Rather than increasing the use of deposit orders, the Government should provide that where a claimant decides to withdraw a claim, or part of a claim, on the advice of judges, then the relevant fee that the man or woman has already paid should be returned. That seems quite fair to me and I hope, therefore, that the Government will be prepared to agree to this simple measure. If the claimant has already paid a deposit, takes the advice of a judge and withdraws, he should get his money back. That is quite a straightforward proposal and I hope the Minister will be prepared to accept it.
I will not pursue this further but I maintain my point. We roam far and wide in dealing with amendments but, if we want to do something as serious as that, it ought to be on the basis of either an amendment or a debate. I say no more than that. I leave it to my noble friend Lady Turner to deal with her amendment.
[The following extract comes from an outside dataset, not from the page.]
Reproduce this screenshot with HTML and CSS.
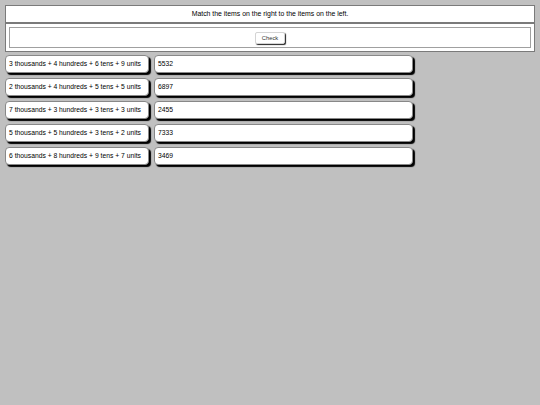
FILE: index.html
```html
<!DOCTYPE html>
<html>
<head>
<meta charset="utf-8">
<link rel="stylesheet" href="styles.css">
</head>
<body>
<div class="page">
  <div class="header">Match the items on the right to the items on the left.</div>
  <div class="panel">
    <div class="inner">
      <button class="check">Check</button>
    </div>
  </div>
  <div class="rows">
    <div class="row"><div class="card left">3 thousands + 4 hundreds + 6 tens + 9 units</div><div class="card right">5532</div></div>
    <div class="row"><div class="card left">2 thousands + 4 hundreds + 5 tens + 5 units</div><div class="card right">6897</div></div>
    <div class="row"><div class="card left">7 thousands + 3 hundreds + 3 tens + 3 units</div><div class="card right">2455</div></div>
    <div class="row"><div class="card left">5 thousands + 5 hundreds + 3 tens + 2 units</div><div class="card right">7333</div></div>
    <div class="row"><div class="card left">6 thousands + 8 hundreds + 9 tens + 7 units</div><div class="card right">3469</div></div>
  </div>
</div>
</body>
</html>
```
FILE: styles.css
```css
html, body {
  margin: 0;
  padding: 0;
  background: #c0c0c0;
}
body {
  font-family: "Liberation Sans", Arial, sans-serif;
  font-size: 7px;
  color: #000;
}
.page {
  padding: 5px;
}
.header {
  background: #fff;
  border: 1px solid #7a7a7a;
  height: 16px;
  line-height: 16px;
  text-align: center;
  font-size: 6.9px;
}
.panel {
  background: #fff;
  border: 1px solid #7a7a7a;
  padding: 3px;
  margin-bottom: 3px;
}
.inner {
  border: 1px solid #a0a0a0;
  height: 19px;
  display: flex;
  align-items: center;
  justify-content: center;
}
.check {
  font-family: "Liberation Sans", Arial, sans-serif;
  font-size: 5.8px;
  background: #fff;
  border: 1px solid #d4d4d4;
  border-radius: 2px;
  box-shadow: 1px 1px 1px #222;
  padding: 0 6px;
  height: 12px;
  line-height: 10px;
  color: #333;
}
.rows {
  display: flex;
  flex-direction: column;
  gap: 5px;
}
.row {
  display: flex;
  gap: 5px;
}
.card {
  background: #fff;
  border: 1px solid #888;
  border-radius: 4px;
  box-shadow: 2px 2px 1px #000;
  height: 16px;
  line-height: 16px;
  padding: 0 3px;
  white-space: nowrap;
  font-size: 6.75px;
}
.left {
  width: 136px;
}
.right {
  width: 251px;
}
```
I thank everyone who contributed to this small debate. Of course, it is not about discrimination at all. It is quite irrelevant to introduce discrimination in a debate on an amendment which simply says that, if someone pays the deposit and does not proceed with the case because they accept the advice of a judge, they ought to get their money back. It is as simple as that. It has nothing to do with discrimination at all. I see that the noble Earl accepts that.
I apologise for bringing it up. I tried two or three times to think of a place where I could bring it in as I thought it was important to do so. As we are getting to the end of the tribunal issues, I thought it was the only place where I could do it. I apologise.
Certainly. As my noble friend said, if we want to have a discussion about discrimination, there will be the opportunity to do so during the passage of the Bill, in which case we would want to prepare for it and ensure that the views of this side of the House were properly considered. The amendment is not about discrimination, as I think the Minister accepts. I am interested to hear what he has to say and I shall of course read it with great interest. In the mean time, I beg leave to withdraw the amendment.